__What you are asked to do__:
Which lines hold the word "styles"? Copy each of them from the material.
****************************************
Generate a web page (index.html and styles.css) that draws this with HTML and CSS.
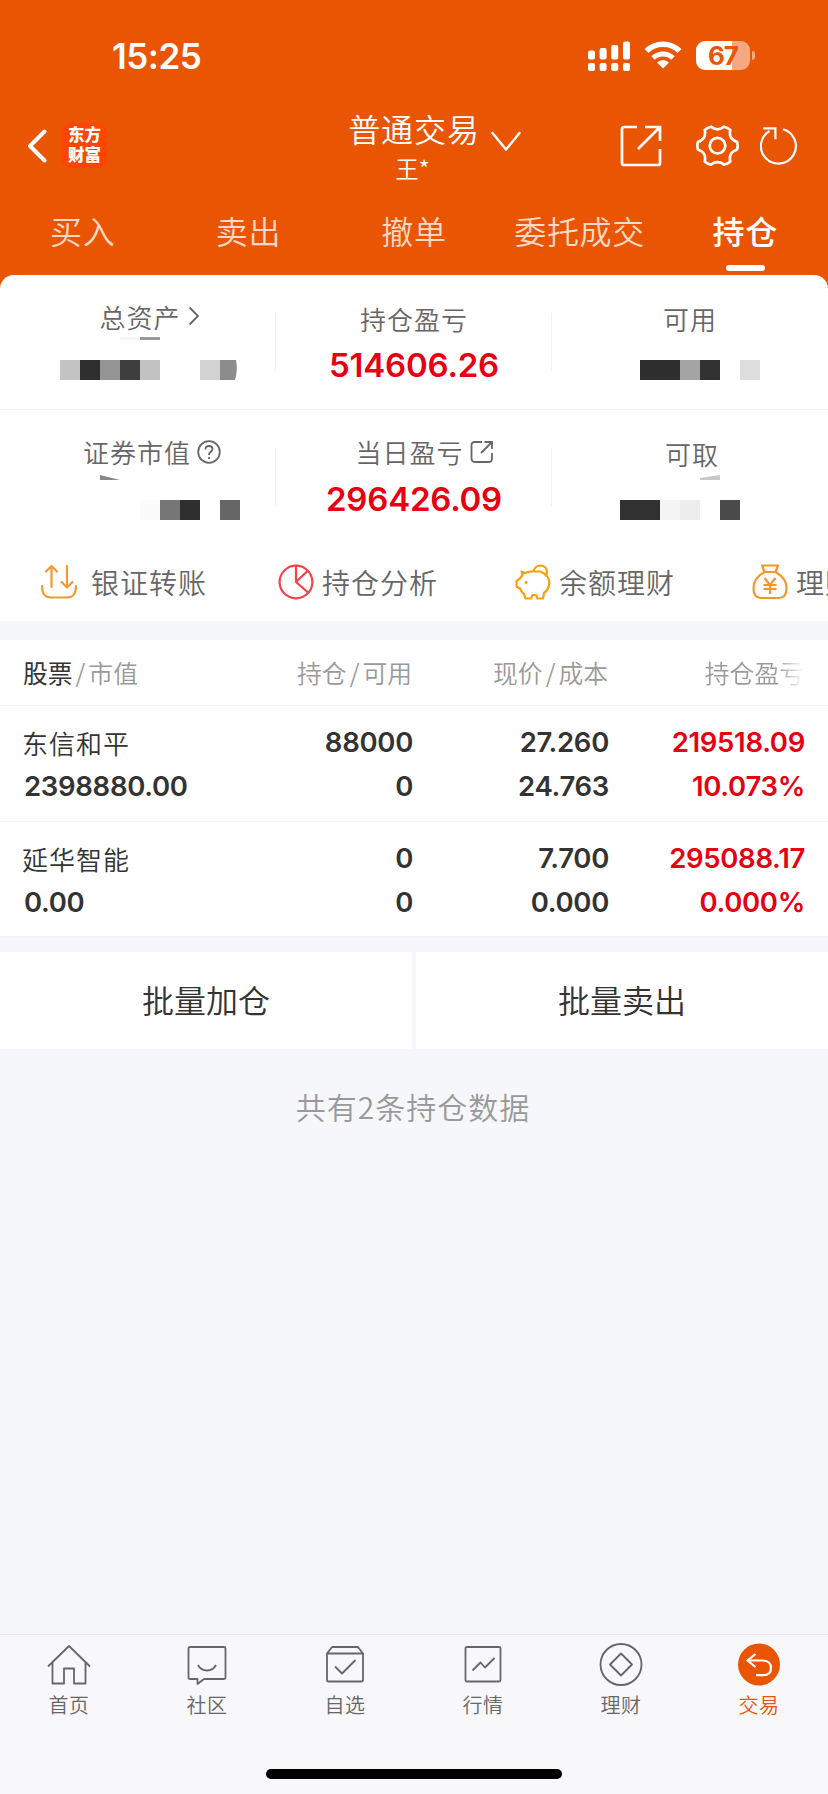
FILE: index.html
```html
<!DOCTYPE html>
<html lang="zh-CN">
<head>
  <meta charset="UTF-8">
  <meta name="viewport" content="width=device-width, initial-scale=1.0">
  <title>持仓</title>
  <link rel="stylesheet" href="styles.css">
</head>
<body>
  <div class="top">
    <div class="status-bar">
      <span class="time">15:25</span>
      <svg class="signal" width="42" height="30" viewBox="0 0 42 30" fill="#fff">
        <rect x="0" y="9.500" width="7" height="9" rx="2"/><rect x="11.600" y="7" width="7" height="11.500" rx="2"/><rect x="23.200" y="4" width="7" height="14.500" rx="2"/><rect x="35" y="0.500" width="7" height="18" rx="2"/>
        <rect x="0" y="22" width="7" height="8" rx="2"/><rect x="11.600" y="22" width="7" height="8" rx="2"/><rect x="23.200" y="22" width="7" height="8" rx="2"/><rect x="35" y="22" width="7" height="8" rx="2"/>
      </svg>
      <svg class="wifi" width="38" height="28" viewBox="0 0 38 28">
        <path d="M2.500 10 A23.500 23.500 0 0 1 35.500 10" fill="none" stroke="#fff" stroke-width="5.600"/>
        <path d="M9 17 A14.500 14.500 0 0 1 29 17" fill="none" stroke="#fff" stroke-width="5"/>
        <path d="M19 27.500 L13 21.500 Q19 16.500 25 21.500 Z" fill="#fff"/>
      </svg>
      <div class="battery"><span>67</span></div>
      <i class="battery-cap"></i>
    </div>

    <div class="nav">
      <svg class="back" width="20" height="34" viewBox="0 0 20 34" fill="none" stroke="#fff" stroke-width="4" stroke-linecap="round" stroke-linejoin="round"><path d="M17.500 2.500 L3 17 L17.500 31.500"/></svg>
      <div class="logo">东方<br>财富</div>
      <div class="title">
        <div class="title-main">普通交易</div>
        <div class="title-sub">王*</div>
      </div>
      <svg class="arrow-down" width="30" height="22" viewBox="0 0 30 22" fill="none" stroke="#fff" stroke-width="2.400" stroke-linecap="round" stroke-linejoin="round"><path d="M1.500 2 L15 18.500 L28.500 2"/></svg>
      <svg class="share" width="42" height="42" viewBox="0 0 42 42" fill="none" stroke="#fff" stroke-width="2.700">
        <path d="M17 2 H4 Q2 2 2 4 V38 Q2 40 4 40 H38 Q40 40 40 38 V24"/>
        <path d="M25 2 H40 V16 M40 2 L18 24"/>
      </svg>
      <svg class="gear" width="44" height="44" viewBox="0 0 44 44" fill="none" stroke="#fff" stroke-width="2.700" stroke-linejoin="round">
        <path d="M15.200 2.700 Q17.500 5.300 21.500 5.300 Q25.500 5.300 27.800 2.700 Q31.500 3.500 34.300 6 Q33.200 10.500 35 13.500 Q37 16.800 41 17.700 Q42.300 21.700 41 25.700 Q37 26.600 35 29.900 Q33.200 33 34.300 37.400 Q31.500 40 27.800 40.700 Q25.500 38.200 21.500 38.200 Q17.500 38.200 15.200 40.700 Q11.500 40 8.700 37.400 Q9.800 33 8 29.900 Q6 26.600 2 25.700 Q0.700 21.700 2 17.700 Q6 16.800 8 13.500 Q9.800 10.500 8.700 6 Q11.500 3.500 15.200 2.700 Z"/>
        <circle cx="21.500" cy="21.700" r="7.800"/>
      </svg>
      <svg class="refresh" width="40" height="40" viewBox="0 0 40 40" fill="none" stroke="#fff" stroke-width="2.200">
        <path d="M23 4.200 A17.500 17.500 0 1 1 9.500 6"/>
        <path d="M3.300 3.300 H15.400 V14.300"/>
      </svg>
    </div>

    <div class="tabs">
      <div class="tab">买入</div>
      <div class="tab">卖出</div>
      <div class="tab">撤单</div>
      <div class="tab">委托成交</div>
      <div class="tab active">持仓</div>
    </div>

    <div class="panel">
      <div class="stats">
        <div class="stat raised">
          <div class="label">总资产<svg class="more" width="12" height="20" viewBox="0 0 12 20" fill="none" stroke="#666" stroke-width="1.800"><path d="M1.500 1.500 L10 10 L1.500 18.500"/></svg></div>
          <svg class="mask" width="276" height="45" viewBox="0 0 276 45">
            <path fill="#f6f6f6" d="M120 2h20v3h-20z"/><path fill="#999" d="M140 2h20v3h-20z"/>
            <path fill="#c4c4c4" d="M60 25h20v20h-20z"/><path fill="#2f2f2f" d="M80 25h20v20h-20z"/><path fill="#949494" d="M100 25h20v20h-20z"/><path fill="#3e3e3e" d="M120 25h20v20h-20z"/><path fill="#c2c2c2" d="M140 25h20v20h-20z"/>
            <path fill="#d2d2d2" d="M200 25h20v20h-20z"/><path fill="#8c8c8c" d="M220 25h16q2 10 -1 20h-15z"/>
          </svg>
        </div>
        <div class="stat">
          <div class="label">持仓盈亏</div>
          <div class="value">514606.26</div>
        </div>
        <div class="stat">
          <div class="label">可用</div>
          <svg class="mask" width="276" height="45" viewBox="552 0 276 45">
            <path fill="#2e2e2e" d="M640 25h40v20h-40z"/><path fill="#a4a4a4" d="M680 25h20v20h-20z"/><path fill="#323232" d="M700 25h20v20h-20z"/><path fill="#ddd" d="M740 25h20v20h-20z"/>
          </svg>
        </div>
      </div>

      <div class="stats">
        <div class="stat">
          <div class="label with-icon">证券市值<svg class="help" width="24" height="24" viewBox="0 0 24 24" fill="none" stroke="#666" stroke-width="1.800"><circle cx="12" cy="12" r="10.800"/><path d="M8.500 9.500 Q8.500 6 12 6 Q15.500 6 15.500 9 Q15.500 10.500 13.500 12 Q12 13 12 15"/><path d="M12 17 v2"/></svg></div>
          <svg class="mask" width="276" height="50" viewBox="0 0 276 50">
            <path fill="#888" d="M100 5l20 5h-20z"/>
            <path fill="#fbfbfb" d="M140 30h20v20h-20z"/><path fill="#777" d="M160 30h20v20h-20z"/><path fill="#2f2f2f" d="M180 30h20v20h-20z"/><path fill="#666" d="M220 30h20v20h-20z"/>
          </svg>
        </div>
        <div class="stat">
          <div class="label with-icon">当日盈亏<svg class="link" width="24" height="24" viewBox="0 0 24 24" fill="none" stroke="#666" stroke-width="1.800"><path d="M12 2 H5 Q1.500 2 1.500 5 V18 Q1.500 22 5 22 H19 Q22 22 22 18 V13"/><path d="M14.500 2 H22 V9 M22 2 L11 13"/></svg></div>
          <div class="value">296426.09</div>
        </div>
        <div class="stat">
          <div class="label last-label">可取</div>
          <svg class="mask" width="276" height="50" viewBox="552 0 276 50">
            <path fill="#c8c8c8" d="M700 8l20 -3v5h-20z"/>
            <path fill="#313131" d="M620 30h40v20h-40z"/><path fill="#f4f4f4" d="M660 30h20v20h-20z"/><path fill="#ededed" d="M680 30h20v20h-20z"/><path fill="#4a4a4a" d="M720 30h20v20h-20z"/>
          </svg>
        </div>
      </div>

      <div class="actions">
        <div class="action transfer">
          <svg width="36" height="36" viewBox="0 0 36 36" fill="none" stroke="#f09a30" stroke-width="2.200" stroke-linecap="round" stroke-linejoin="round"><path d="M1.200 22 V25 Q2 33.500 10 33.500 H26 Q34 33.500 34.800 25 V22"/><path d="M10.500 23 V2.500 M5 7.500 L10.500 2 L16 7.500 M26 2 V22.500 M20.500 18 L26 23.500 L31.500 18"/></svg>
          <span>银证转账</span>
        </div>
        <div class="action">
          <svg width="36" height="36" viewBox="0 0 36 36" fill="none" stroke="#f84048" stroke-width="2.200" stroke-linejoin="round"><circle cx="18" cy="18" r="16.400"/><path d="M18 2 V18 L29.500 7 M18 18 L30 28.500"/></svg>
          <span>持仓分析</span>
        </div>
        <div class="action">
          <svg width="36" height="36" viewBox="0 0 36 36" fill="none" stroke="#f9a010" stroke-width="2.200" stroke-linejoin="round"><path d="M6.500 7.500 L10 9 Q15 7 19 7.500 H25 Q34 11 34.300 18 Q34.500 25 29 29 L28 34.500 H22.500 L21 31 H17.500 L16 34.500 H10.500 L9 30 Q6 28 5.500 25 L1.500 22.500 V17 L4.500 15 L7.500 11 Z"/><path d="M18.500 7.500 Q20 1.500 25.500 1.500 Q32 2 32 8 Q32 10.500 30 12"/><circle cx="11" cy="18.500" r="1.100" fill="#f9a010" stroke-width="1"/></svg>
          <span>余额理财</span>
        </div>
        <div class="action">
          <svg width="36" height="36" viewBox="0 0 36 36" fill="none" stroke="#f6952a" stroke-width="2.200" stroke-linejoin="round"><path d="M10 1.500 H26 L23.500 8 H12.500 Z"/><path d="M12.500 8 Q1.500 14 1.500 24 Q1.500 34 9 34 H27 Q34.500 34 34.500 24 Q34.500 14 23.500 8"/><path d="M12.500 14 L18 21 L23.500 14 M18 21 V30 M11.500 21 H24.500 M11.500 25 H24.500"/></svg>
          <span>理财</span>
        </div>
      </div>
    </div>
  </div>

  <div class="holdings">
    <div class="row head">
      <div><b>股票</b><i>/</i>市值</div>
      <div>持仓<i>/</i>可用</div>
      <div>现价<i>/</i>成本</div>
      <div class="fade">持仓盈亏</div>
    </div>
    <div class="row">
      <div><p class="name">东信和平</p><p>2398880.00</p></div>
      <div><p>88000</p><p>0</p></div>
      <div><p>27.260</p><p>24.763</p></div>
      <div class="red"><p>219518.09</p><p>10.073%</p></div>
    </div>
    <div class="row">
      <div><p class="name">延华智能</p><p>0.00</p></div>
      <div><p>0</p><p>0</p></div>
      <div><p>7.700</p><p>0.000</p></div>
      <div class="red"><p>295088.17</p><p>0.000%</p></div>
    </div>
  </div>

  <div class="batch">
    <div class="batch-btn">批量加仓</div>
    <div class="batch-btn">批量卖出</div>
  </div>
  <div class="summary">共有2条持仓数据</div>

  <div class="tabbar">
    <div class="tabbar-item">
      <svg width="44" height="44" viewBox="0 0 44 44" fill="none" stroke="#666" stroke-width="1.800" stroke-linejoin="round"><path d="M1 23.500 L22 3 L43 23.500 M5.500 19.500 V40.500 H17 V25.500 H27 V40.500 H38.500 V19.500"/></svg>
      <span>首页</span>
    </div>
    <div class="tabbar-item">
      <svg width="44" height="44" viewBox="0 0 44 44" fill="none" stroke="#666" stroke-width="1.800" stroke-linejoin="round"><path d="M5 4 H39 Q40.500 4 40.500 5.500 V34.500 Q40.500 36 39 36 H19 L12.500 41 V36 H5 Q3.500 36 3.500 34.500 V5.500 Q3.500 4 5 4 Z"/><path d="M13 22 Q16 27.500 22 27.500 Q28 27.500 31 22"/></svg>
      <span>社区</span>
    </div>
    <div class="tabbar-item">
      <svg width="44" height="44" viewBox="0 0 44 44" fill="none" stroke="#666" stroke-width="1.800" stroke-linejoin="round"><path d="M4 10.500 L9 4 H35 L40 10.500 M4 10.500 H40 V37 Q40 38.500 38.500 38.500 H5.500 Q4 38.500 4 37 Z"/><path d="M12 23.500 L19 30.500 L32.500 17"/></svg>
      <span>自选</span>
    </div>
    <div class="tabbar-item">
      <svg width="44" height="44" viewBox="0 0 44 44" fill="none" stroke="#666" stroke-width="1.800" stroke-linejoin="round"><rect x="4.500" y="4" width="35" height="34.500" rx="1.500"/><path d="M11.500 27.500 L19.500 19.500 L24 24.500 L33.500 15"/></svg>
      <span>行情</span>
    </div>
    <div class="tabbar-item">
      <svg width="44" height="44" viewBox="0 0 44 44" fill="none" stroke="#666" stroke-width="1.800" stroke-linejoin="round"><circle cx="22" cy="21.500" r="20.500"/><path d="M22 10.500 L33 21.500 L22 32.500 L11 21.500 Z"/></svg>
      <span>理财</span>
    </div>
    <div class="tabbar-item active">
      <svg width="44" height="44" viewBox="0 0 44 44" fill="none" stroke="#fff" stroke-width="2.200"><circle cx="22" cy="21.500" r="21" fill="#ea5504" stroke="none"/><path d="M18.500 11 L10.500 17.500 L18.500 24 M11 17.500 H26 Q34 18 34 25 Q34 32 26 32.200 H19"/></svg>
      <span>交易</span>
    </div>
  </div>
  <div class="home-indicator"></div>
</body>
</html>
```

FILE: styles.css
```css
* {
  box-sizing: border-box;
}
body {
  margin: 0;
  width: 828px;
  height: 1794px;
  overflow: hidden;
  display: flex;
  flex-direction: column;
  font-family: "Noto Sans CJK SC", sans-serif;
  font-weight: 350;
  background: linear-gradient(#f6f7fa 1650px, #f8f8fa 1650px);
  color: #333;
}
svg {
  display: block;
  flex: none;
}
i {
  font-style: normal;
}
.top {
  background: #ea5504;
  color: #fff;
}

/* status bar */
.status-bar {
  display: flex;
  height: 100px;
  padding-top: 41px;
}
.time {
  width: 476px;
  margin-left: 112px;
  font: 600 35px/31px Inter, sans-serif;
  letter-spacing: -0.5px;
}
.wifi {
  margin-left: 14px;
}
.battery {
  width: 54px;
  height: 29px;
  margin-left: 14px;
  border-radius: 9px;
  background: linear-gradient(to right, #fff 36px, #f6a981 36px);
  color: #ea5504;
  font: 700 26px/30px Inter, sans-serif;
  letter-spacing: -1px;
  text-align: center;
}
.battery-cap {
  width: 3px;
  height: 9px;
  margin: 10px 0 0 2px;
  border-radius: 0 4px 4px 0;
  background: #f6a981;
}

/* navigation */
.nav {
  display: flex;
  align-items: flex-start;
  height: 98px;
  padding-left: 27px;
}
.back {
  margin-top: 29px;
}
.logo {
  width: 45px;
  height: 45px;
  margin: 23px 0 0 15px;
  padding-top: 2px;
  border-radius: 9px;
  background: #ff4500;
  font-size: 16.5px;
  font-weight: 900;
  line-height: 19.5px;
  text-align: center;
}
.title {
  width: 132px;
  margin: 8px 0 0 241px;
  text-align: center;
  white-space: nowrap;
}
.title-main {
  font-size: 32px;
  line-height: 40px;
  letter-spacing: 0.9px;
}
.title-sub {
  padding-right: 3px;
  font-size: 23.5px;
  line-height: 41px;
}
.arrow-down {
  margin: 31px 0 0 11px;
}
.share {
  margin: 25px 0 0 99px;
}
.gear {
  margin: 24px 0 0 34px;
}
.refresh {
  margin: 25px 0 0 20px;
}

/* trade tabs */
.tabs {
  display: grid;
  grid-template-columns: repeat(5, 1fr);
  height: 77px;
}
.tab {
  font-size: 32px;
  line-height: 64px;
  letter-spacing: 0.7px;
  text-align: center;
  color: #fbd9c5;
}
.tab.active {
  color: #fff;
  font-weight: 500;
}
.tab.active::after {
  content: "";
  display: block;
  width: 39px;
  height: 6px;
  margin: 3px auto 0;
  border-radius: 3px;
  background: #fff;
}

/* account figures */
.panel {
  height: 346px;
  border-radius: 14px 14px 0 0;
  background: #fff;
  color: #666;
}
.stats {
  display: grid;
  grid-template-columns: repeat(3, 276px);
  height: 134px;
}
.stats + .stats {
  border-top: 1px solid #f2f2f2;
}
.stat {
  padding-top: 25px;
  background: linear-gradient(#f2f2f2, #f2f2f2) right 38px / 1px 58px no-repeat;
}
.stat:last-child {
  background: none;
}
.label {
  display: flex;
  align-items: center;
  justify-content: center;
  height: 36px;
  font-size: 26px;
  letter-spacing: 1px;
}
.mask {
  margin-top: -1px;
}
.raised .label {
  margin-top: -2px;
  padding-left: 23px;
}
.raised .mask {
  margin-top: 1px;
}
.with-icon {
  height: 36px;
  margin-top: -2px;
  margin-bottom: 2px;
  padding-left: 28px;
}
.with-icon + .value {
  margin-top: 10px;
}
.last-label {
  padding-left: 4px;
}
.more {
  margin-left: 7px;
}
.help {
  margin: 2px 0 0 6px;
}
.link {
  margin: 2px 7px 0 6px;
}
.value {
  font: 600 33px/40px Inter, sans-serif;
  margin-top: 9px;
  color: #e60012;
  text-align: center;
  letter-spacing: -0.2px;
}

/* quick entries */
.actions {
  display: flex;
  height: 78px;
  padding-left: 41px;
  overflow: hidden;
}
.action {
  flex: none;
  display: flex;
  align-items: center;
  gap: 8px;
  width: 237px;
  font-size: 28px;
  letter-spacing: 1px;
  white-space: nowrap;
}
.transfer {
  gap: 14px;
}

/* holdings table */
.holdings {
  margin-top: 19px;
  background: #fff;
  border-bottom: 2px solid #f2f2f3;
}
.row {
  display: grid;
  grid-template-columns: 189px 200px 196px 196px;
  height: 115px;
  padding: 15px 0 0 24px;
  font: 560 27.5px/43.5px Inter, sans-serif;
  letter-spacing: -0.3px;
  text-align: right;
}
.row + .row {
  border-top: 1px solid #f4f4f4;
  height: 116px;
}
.row + .row + .row {
  height: 115px;
}
.row div {
  white-space: nowrap;
}
.row div:first-child {
  text-align: left;
}
.row p {
  margin: 0;
}
.row .name {
  margin-left: -2px;
  font: 350 26px/44px "Noto Sans CJK SC", sans-serif;
  letter-spacing: 1px;
}
.row.head {
  height: 65px;
  padding: 0 0 0 23px;
  font: 350 24.8px/65px "Noto Sans CJK SC", sans-serif;
  letter-spacing: 0;
  color: #999;
}
.head b {
  font-weight: 400;
  color: #333;
}
.head i {
  margin: 0 3px;
}
.fade {
  background: linear-gradient(to right, #999 86%, #fff);
  background-clip: text;
  color: transparent;
}
.red {
  color: #e60012;
}

.batch {
  display: flex;
  gap: 4px;
  margin-top: 14px;
}
.batch-btn {
  flex: 1;
  height: 97px;
  background: #fff;
  font-size: 32px;
  line-height: 95px;
  text-align: center;
}
.summary {
  margin-top: 35px;
  padding-right: 2px;
  font-size: 30px;
  line-height: 44px;
  letter-spacing: 1px;
  text-align: center;
  color: #999;
}

/* bottom bar */
.tabbar {
  display: grid;
  grid-template-columns: repeat(6, 1fr);
  height: 135px;
  margin-top: auto;
  padding-top: 8px;
  border-top: 1px solid #e4e5e8;
  background: #f8f8fa;
}
.tabbar-item {
  display: flex;
  flex-direction: column;
  align-items: center;
  font-size: 20px;
  line-height: 35px;
  letter-spacing: 0.6px;
  color: #666;
}
.tabbar-item.active {
  color: #ea5504;
}
.home-indicator {
  flex: none;
  width: 296px;
  height: 10px;
  margin: 0 auto 15px;
  border-radius: 5px;
  background: #000;
}
```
****************************************
__Answer__:
Generate a web page (index.html and styles.css) that draws this with HTML and CSS.
  <link rel="stylesheet" href="styles.css">
FILE: styles.css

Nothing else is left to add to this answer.